» **Problem details**
Find each line that has the string "React" and give the total, with nothing else.

[Stored items from a collection]

※

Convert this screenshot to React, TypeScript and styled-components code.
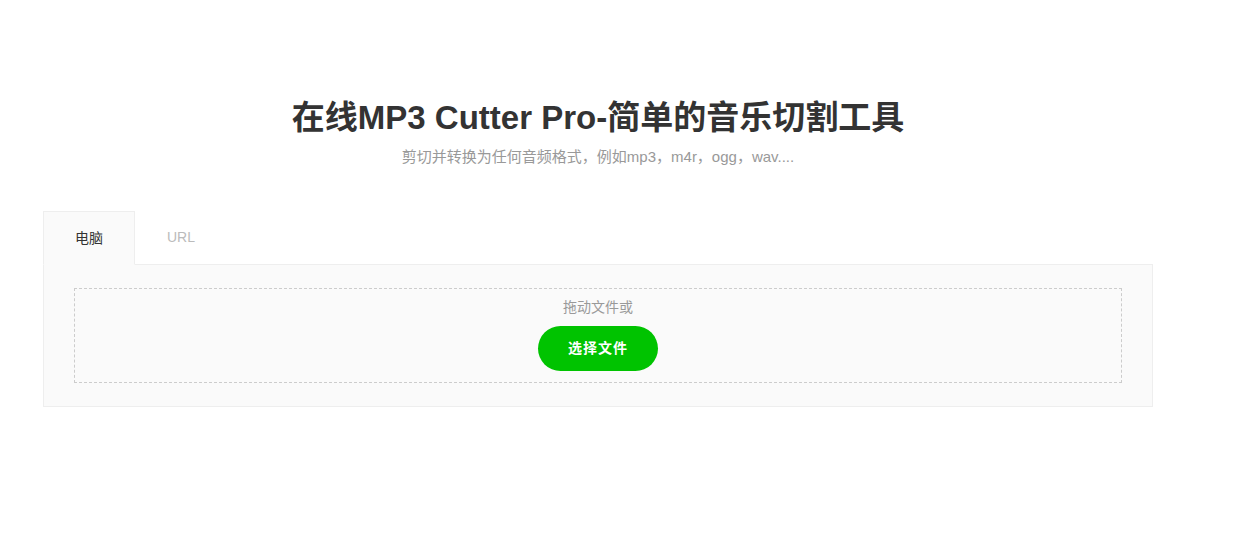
import React, { useState } from "react";
import styled, { createGlobalStyle } from "styled-components";

const GlobalStyle = createGlobalStyle`
  html, body {
    margin: 0;
    padding: 0;
    background: #fff;
    font-family: "Liberation Sans", Arial, "Noto Sans CJK SC", sans-serif;
    color: #333;
  }
  * {
    box-sizing: border-box;
  }
`;

const Page = styled.main`
  width: 1110px;
  margin-left: 43px;
  padding-top: 96px;
`;

const Header = styled.header`
  text-align: center;
  margin-bottom: 44px;

  h1 {
    margin: 0;
    font-size: 33px;
    line-height: 44px;
    font-weight: 700;
    color: #333;
  }

  p {
    margin: 7px 0 0;
    font-size: 15px;
    line-height: 20px;
    color: #999;
  }
`;

const Tabs = styled.nav`
  display: flex;
`;

const Tab = styled.button<{ $active?: boolean }>`
  height: 54px;
  padding: 0 31px 3px;
  margin-bottom: -1px;
  font-family: inherit;
  font-size: 14px;
  color: ${(p) => (p.$active ? "#333" : "#bbb")};
  background: ${(p) => (p.$active ? "#fafafa" : "transparent")};
  border: 1px solid ${(p) => (p.$active ? "#eee" : "transparent")};
  border-bottom: 1px solid ${(p) => (p.$active ? "#fafafa" : "transparent")};
  cursor: pointer;
  position: relative;
  z-index: 1;
`;

const Panel = styled.section`
  background: #fafafa;
  border: 1px solid #eee;
  padding: 23px 30px;
`;

const DropZone = styled.div`
  border: 1px dashed #ccc;
  display: flex;
  flex-direction: column;
  align-items: center;
  padding: 9px 0 11px;

  span {
    font-size: 14px;
    line-height: 18px;
    color: #999;
  }
`;

const PickButton = styled.button`
  margin-top: 10px;
  width: 120px;
  height: 45px;
  padding: 0 0 4px;
  border: none;
  border-radius: 23px;
  background: #00c300;
  color: #fff;
  font-family: inherit;
  font-size: 14px;
  font-weight: 700;
  letter-spacing: 1px;
  cursor: pointer;
`;

const App = () => {
  const [tab, setTab] = useState("pc");
  return (
    <>
      <GlobalStyle />
      <Page>
        <Header>
          <h1>在线MP3 Cutter Pro-简单的音乐切割工具</h1>
          <p>剪切并转换为任何音频格式，例如mp3，m4r，ogg，wav....</p>
        </Header>
        <Tabs>
          <Tab $active={tab === "pc"} onClick={() => setTab("pc")}>
            电脑
          </Tab>
          <Tab $active={tab === "url"} onClick={() => setTab("url")}>
            URL
          </Tab>
        </Tabs>
        <Panel>
          <DropZone>
            <span>拖动文件或</span>
            <PickButton>选择文件</PickButton>
          </DropZone>
        </Panel>
      </Page>
    </>
  );
};

export default App;
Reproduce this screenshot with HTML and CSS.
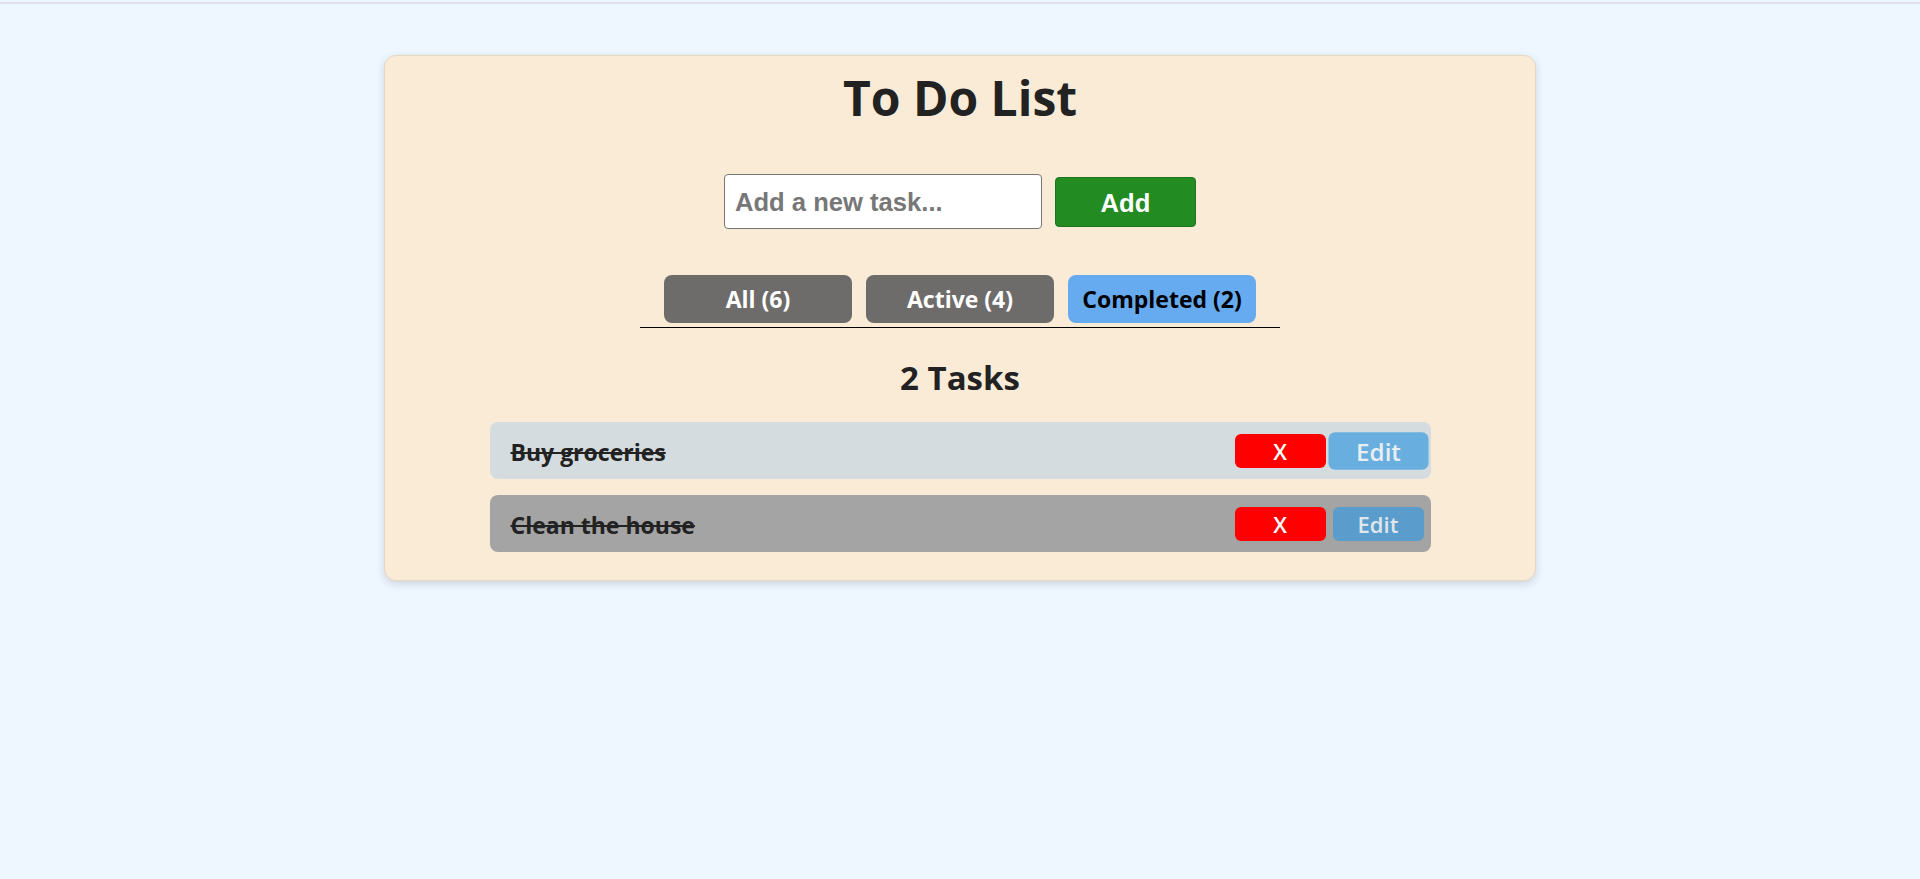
FILE: index.html
```html
<!DOCTYPE html>
<html lang="en">
<head>
<meta charset="utf-8">
<title>To Do List</title>
<link rel="stylesheet" href="styles.css">
</head>
<body>
<div class="topline"></div>
<main class="card">
  <h1 class="title">To Do List</h1>
  <form class="add-form">
    <input class="task-input" type="text" placeholder="Add a new task...">
    <button class="add-btn" type="button">Add</button>
  </form>
  <div class="tabs-wrap">
    <div class="tabs">
      <button class="tab" type="button">All (6)</button>
      <button class="tab" type="button">Active (4)</button>
      <button class="tab tab-active" type="button">Completed (2)</button>
    </div>
  </div>
  <h2 class="count">2 Tasks</h2>
  <ul class="list">
    <li class="item item-hover">
      <span class="item-text">Buy groceries</span>
      <div class="actions">
        <button class="btn-del" type="button">X</button>
        <button class="btn-edit btn-edit-hover" type="button">Edit</button>
      </div>
    </li>
    <li class="item">
      <span class="item-text">Clean the house</span>
      <div class="actions">
        <button class="btn-del" type="button">X</button>
        <button class="btn-edit" type="button">Edit</button>
      </div>
    </li>
  </ul>
</main>
</body>
</html>
```
FILE: styles.css
```css
* { box-sizing: border-box; }
html, body { margin: 0; padding: 0; }
body {
  background: #eef6ff;
  min-height: 879px;
  font-family: "Open Sans", "Noto Sans", sans-serif;
  color: #222;
}
.topline {
  height: 2px;
  margin-top: 2px;
  background: #e2dfe8;
}
.card {
  width: 1152px;
  margin: 51px auto 0;
  background: #faebd7;
  border: 1px solid #e9d6bf;
  border-radius: 12px;
  box-shadow: 0 3px 10px rgba(0, 0, 0, 0.14);
  padding: 0 0 28px;
  display: flex;
  flex-direction: column;
  align-items: center;
}
.title {
  margin: 12px 0 0;
  font-size: 48px;
  line-height: 60px;
  font-weight: 700;
  color: #222;
}
.add-form {
  margin-top: 46px;
  display: flex;
  align-items: center;
  gap: 13px;
}
.task-input {
  width: 318px;
  height: 55px;
  padding: 2px 10px 0;
  border: 1px solid #767676;
  border-radius: 4px;
  background: #fff;
  font-family: "Liberation Sans", Arial, sans-serif;
  font-size: 25.6px;
  font-weight: 700;
  color: #222;
}
.task-input::placeholder { color: #777; }
.add-btn {
  width: 141px;
  height: 50px;
  padding: 3px 0 0;
  border: 1px solid #1d741d;
  border-radius: 4px;
  background: #228b22;
  color: #fff;
  font-family: "Liberation Sans", Arial, sans-serif;
  font-size: 25.6px;
  font-weight: 700;
}
.tabs-wrap {
  margin-top: 46px;
  display: flex;
  justify-content: center;
}
.tabs {
  display: flex;
  gap: 14px;
  padding: 0 24px 4px;
  border-bottom: 1.5px solid #000;
}
.tab {
  width: 188px;
  height: 48px;
  border: none;
  border-radius: 8px;
  background: #6e6b6b;
  color: #fff;
  font-family: "Open Sans", "Noto Sans", sans-serif;
  font-size: 23px;
  font-weight: 700;
}
.tab-active {
  background: #66aaf0;
  color: #000;
}
.count {
  margin: 30px 0 0;
  font-size: 33px;
  line-height: 40px;
  font-weight: 700;
  color: #222;
}
.list {
  list-style: none;
  margin: 24px 0 0;
  padding: 0;
  width: 941px;
  display: flex;
  flex-direction: column;
  gap: 16px;
}
.item {
  height: 57px;
  display: flex;
  align-items: center;
  justify-content: space-between;
  padding: 0 7px 0 21px;
  border-radius: 8px;
  background: #a4a4a4;
}
.item-hover { background: #d4dcdf; }
.item-text {
  font-size: 23px;
  font-weight: 700;
  color: #222;
  text-decoration: line-through;
  padding-top: 3px;
}
.actions {
  display: flex;
  align-items: center;
  gap: 7px;
}
.btn-del, .btn-edit {
  width: 91px;
  height: 34px;
  border: none;
  border-radius: 6px;
  font-family: "Open Sans", "Noto Sans", sans-serif;
  font-size: 22px;
  font-weight: 600;
  padding: 0;
}
.btn-del {
  background: #ff0000;
  color: #fff;
}
.btn-edit {
  background: #5a9dcc;
  color: #dfe6ec;
}
.btn-edit-hover {
  background: #68aede;
  color: #e8eef2;
  transform: scale(1.1);
}
```
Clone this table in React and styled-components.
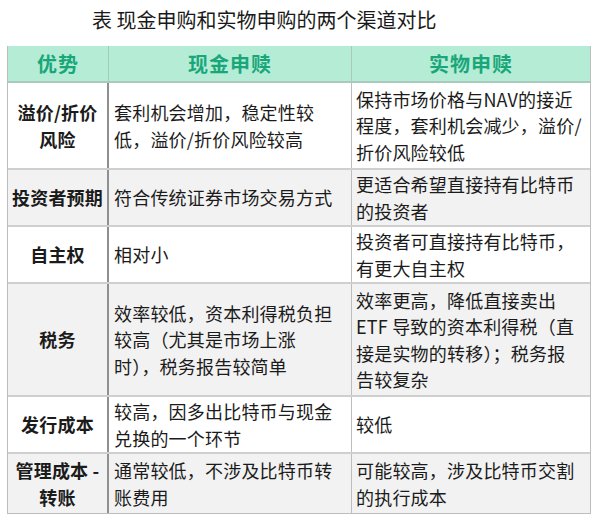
import React from "react";
import styled, { createGlobalStyle } from "styled-components";

const Global = createGlobalStyle`
  html, body { margin: 0; padding: 0; background: #fff; }
  body { font-family: "Noto Sans CJK SC", "Noto Sans", sans-serif; color: #1e1e1e; }
`;

const Page = styled.div`
  width: 600px;
  height: 520px;
  padding: 0 9px 0 7px;
  box-sizing: border-box;
  background: #fff;
`;

const Title = styled.h1`
  margin: 0;
  height: 46px;
  display: flex;
  align-items: center;
  justify-content: flex-start;
  padding: 0 0 8px 85px;
  box-sizing: border-box;
  font-size: 20px;
  font-weight: 400;
  letter-spacing: 0;
  color: #1a1a1a;
`;

const Table = styled.div`
  border: 1px solid #bdbdbd;
  border-top: none;
`;

const Row = styled.div`
  display: grid;
  grid-template-columns: 101px 243px 1fr;
  height: ${(p) => p.$h}px;
  background: ${(p) => (p.$head ? "#b5ecd6" : p.$alt ? "#f2f2f2" : "#ffffff")};
  border-bottom: 2px solid ${(p) => (p.$head ? "#a8c9bb" : "#cfcfcf")};
  box-sizing: border-box;
  &:last-child { border-bottom: none; }
`;

const Cell = styled.div`
  display: flex;
  flex-direction: column;
  justify-content: center;
  align-items: ${(p) => (p.$center ? "center" : "flex-start")};
  text-align: ${(p) => (p.$center ? "center" : "left")};
  padding: 0 ${(p) => p.$px ?? 5}px;
  border-right: ${(p) => p.$border || "none"};
  font-size: ${(p) => (p.$head ? 20 : 18)}px;
  font-weight: ${(p) => (p.$bold ? 700 : 400)};
  color: ${(p) => (p.$head ? "#19a77a" : "#1b1b1b")};
  line-height: ${(p) => (p.$head ? 34 : 26.5)}px;
  letter-spacing: ${(p) => (p.$head ? "1px" : "0.2px")};
  white-space: nowrap;
`;

const Line = styled.span`
  display: block;
`;

const rows = [
  {
    h: 87,
    a: ["溢价/折价", "风险"],
    b: ["套利机会增加，稳定性较", "低，溢价/折价风险较高"],
    c: ["保持市场价格与NAV的接近", "程度，套利机会减少，溢价/", "折价风险较低"],
  },
  {
    h: 57,
    alt: true,
    a: ["投资者预期"],
    b: ["符合传统证券市场交易方式"],
    c: ["更适合希望直接持有比特币", "的投资者"],
  },
  {
    h: 57,
    a: ["自主权"],
    b: ["相对小"],
    c: ["投资者可直接持有比特币，", "有更大自主权"],
  },
  {
    h: 113,
    alt: true,
    a: ["税务"],
    b: ["效率较低，资本利得税负担", "较高（尤其是市场上涨", "时），税务报告较简单"],
    c: ["效率更高，降低直接卖出", "ETF 导致的资本利得税（直", "接是实物的转移）；税务报", "告较复杂"],
  },
  {
    h: 57,
    a: ["发行成本"],
    b: ["较高，因多出比特币与现金", "兑换的一个环节"],
    c: ["较低"],
  },
  {
    h: 59,
    alt: true,
    a: ["管理成本 -", "转账"],
    b: ["通常较低，不涉及比特币转", "账费用"],
    c: ["可能较高，涉及比特币交割", "的执行成本"],
  },
];

const Lines = ({ items }) => items.map((t, i) => <Line key={i}>{t}</Line>);

export default function App() {
  return (
    <>
      <Global />
      <Page>
        <Title>表 现金申购和实物申购的两个渠道对比</Title>
        <Table>
          <Row $head $h={37}>
            <Cell $head $bold $center $border="1px solid #a9c9bc">优势</Cell>
            <Cell $head $bold $center $border="1px solid #a9c9bc">现金申赎</Cell>
            <Cell $head $bold $center>实物申赎</Cell>
          </Row>
          {rows.map((r, i) => (
            <Row key={i} $h={r.h} $alt={r.alt}>
              <Cell $bold $center $px={2} $border="2px solid #8f8f8f">
                <Lines items={r.a} />
              </Cell>
              <Cell $px={5} $border="1px solid #bdbdbd">
                <Lines items={r.b} />
              </Cell>
              <Cell $px={4}>
                <Lines items={r.c} />
              </Cell>
            </Row>
          ))}
        </Table>
      </Page>
    </>
  );
}
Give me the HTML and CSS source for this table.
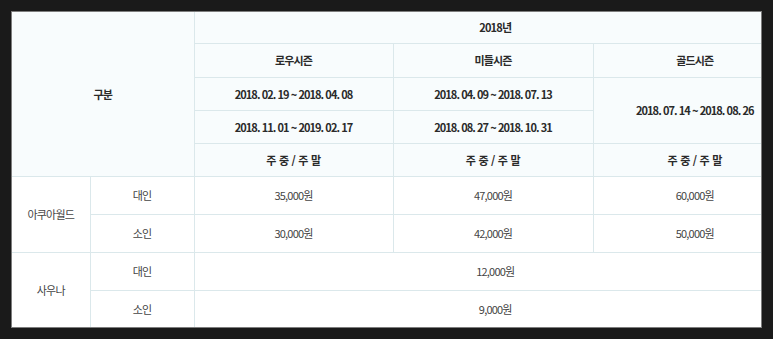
FILE: index.html
```html
<!DOCTYPE html>
<html lang="ko">
<head>
<meta charset="utf-8">
<link rel="stylesheet" href="styles.css">
</head>
<body>
<div class="frame">
<table class="price">
  <colgroup>
    <col class="c1"><col class="c2"><col class="c3"><col class="c4"><col class="c5">
  </colgroup>
  <thead>
    <tr class="h1">
      <th colspan="2" rowspan="5" class="gubun">구분</th>
      <th colspan="3">2018년</th>
    </tr>
    <tr class="h2">
      <th>로우시즌</th>
      <th>미들시즌</th>
      <th>골드시즌</th>
    </tr>
    <tr class="h3">
      <th class="date">2018. 02. 19 ~ 2018. 04. 08</th>
      <th class="date">2018. 04. 09 ~ 2018. 07. 13</th>
      <th class="date" rowspan="2">2018. 07. 14 ~ 2018. 08. 26</th>
    </tr>
    <tr class="h4">
      <th class="date">2018. 11. 01 ~ 2019. 02. 17</th>
      <th class="date">2018. 08. 27 ~ 2018. 10. 31</th>
    </tr>
    <tr class="h5">
      <th class="week">주 중 / 주 말</th>
      <th class="week">주 중 / 주 말</th>
      <th class="week">주 중 / 주 말</th>
    </tr>
  </thead>
  <tbody>
    <tr>
      <td rowspan="2" class="cat">아쿠아월드</td>
      <td>대인</td>
      <td>35,000원</td>
      <td>47,000원</td>
      <td>60,000원</td>
    </tr>
    <tr>
      <td>소인</td>
      <td>30,000원</td>
      <td>42,000원</td>
      <td>50,000원</td>
    </tr>
    <tr>
      <td rowspan="2" class="cat">사우나</td>
      <td>대인</td>
      <td colspan="3">12,000원</td>
    </tr>
    <tr class="last">
      <td>소인</td>
      <td colspan="3">9,000원</td>
    </tr>
  </tbody>
</table>
</div>
</body>
</html>
```

FILE: styles.css
```css
html, body {
  margin: 0;
  padding: 0;
}
body {
  background: #1a1a1a;
  padding: 11px 11px 0 11px;
  font-family: "Noto Sans CJK KR", "Noto Sans", sans-serif;
}
.frame {
  width: 749px;
  border: 1px solid #7d7d7d;
  overflow: hidden;
  background: #ffffff;
}
.price {
  width: 784px;
  table-layout: fixed;
  border-collapse: collapse;
  border-style: hidden;
  background: #ffffff;
  font-size: 11px;
  letter-spacing: -0.8px;
}
.c1 { width: 78px; }
.c2 { width: 104px; }
.c3 { width: 199px; }
.c4 { width: 200px; }
.c5 { width: 203px; }
.price th,
.price td {
  border: 1px solid #dbe8eb;
  text-align: center;
  vertical-align: middle;
  padding: 0;
  line-height: 14px;
}
.price th {
  background: #f8fcfd;
  color: #2a2a2a;
  font-weight: bold;
}
.price td {
  color: #444;
  font-weight: normal;
}
.h1 { height: 31px; }
.h2 { height: 34px; }
.h3 { height: 33px; }
.h4 { height: 33px; }
.h5 { height: 33px; }
.price tbody tr { height: 38px; }
.price tbody tr.last { height: 37px; }
.price .date {
  letter-spacing: -0.95px;
}
.price .week {
  letter-spacing: -0.3px;
}
```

※

» **Exercise output**
4